— Begin DATA BLOCK —
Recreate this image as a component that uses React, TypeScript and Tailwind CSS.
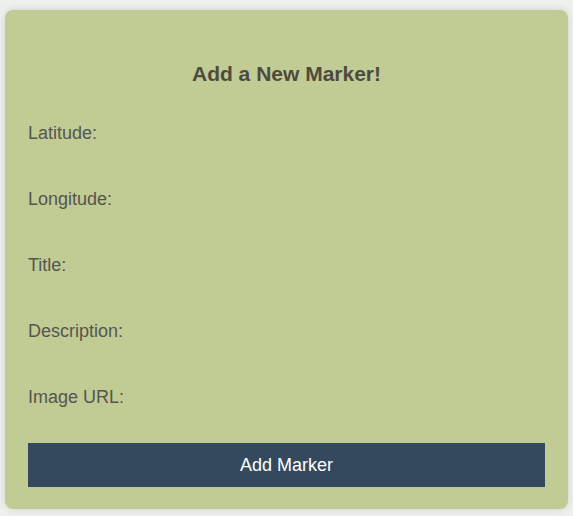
const fields = ["Latitude:", "Longitude:", "Title:", "Description:", "Image URL:"]

const App = () => {
  return (
    <div className="min-h-[516px] bg-[#eef0ec] px-[5px] pt-[10px] pb-[7px] font-['Liberation_Sans',Arial,sans-serif]">
      <div className="rounded-lg bg-[#c0cc94] px-[23px] pt-[52px] pb-[22px] shadow-[0_0_8px_rgba(0,0,0,0.12)]">
        <h2 className="text-center text-[21px] leading-[24px] font-bold text-[#4f4a3f]">Add a New Marker!</h2>
        <div className="mt-[37px] flex flex-col gap-[45px]">
          {fields.map((f) => (
            <label key={f} className="block text-[18px] leading-[21px] text-[#555550]">
              {f}
            </label>
          ))}
        </div>
        <button className="mt-[35px] block h-[44px] w-full bg-[#34495e] text-[18px] text-white">
          Add Marker
        </button>
      </div>
    </div>
  )
}

export default App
— End DATA BLOCK —
Copy out all the data exactly; skip the pictures.

Recreate this image as a component that uses React, TypeScript and Tailwind CSS.
const fields = ["Latitude:", "Longitude:", "Title:", "Description:", "Image URL:"]

const App = () => {
  return (
    <div className="min-h-[516px] bg-[#eef0ec] px-[5px] pt-[10px] pb-[7px] font-['Liberation_Sans',Arial,sans-serif]">
      <div className="rounded-lg bg-[#c0cc94] px-[23px] pt-[52px] pb-[22px] shadow-[0_0_8px_rgba(0,0,0,0.12)]">
        <h2 className="text-center text-[21px] leading-[24px] font-bold text-[#4f4a3f]">Add a New Marker!</h2>
        <div className="mt-[37px] flex flex-col gap-[45px]">
          {fields.map((f) => (
            <label key={f} className="block text-[18px] leading-[21px] text-[#555550]">
              {f}
            </label>
          ))}
        </div>
        <button className="mt-[35px] block h-[44px] w-full bg-[#34495e] text-[18px] text-white">
          Add Marker
        </button>
      </div>
    </div>
  )
}

export default App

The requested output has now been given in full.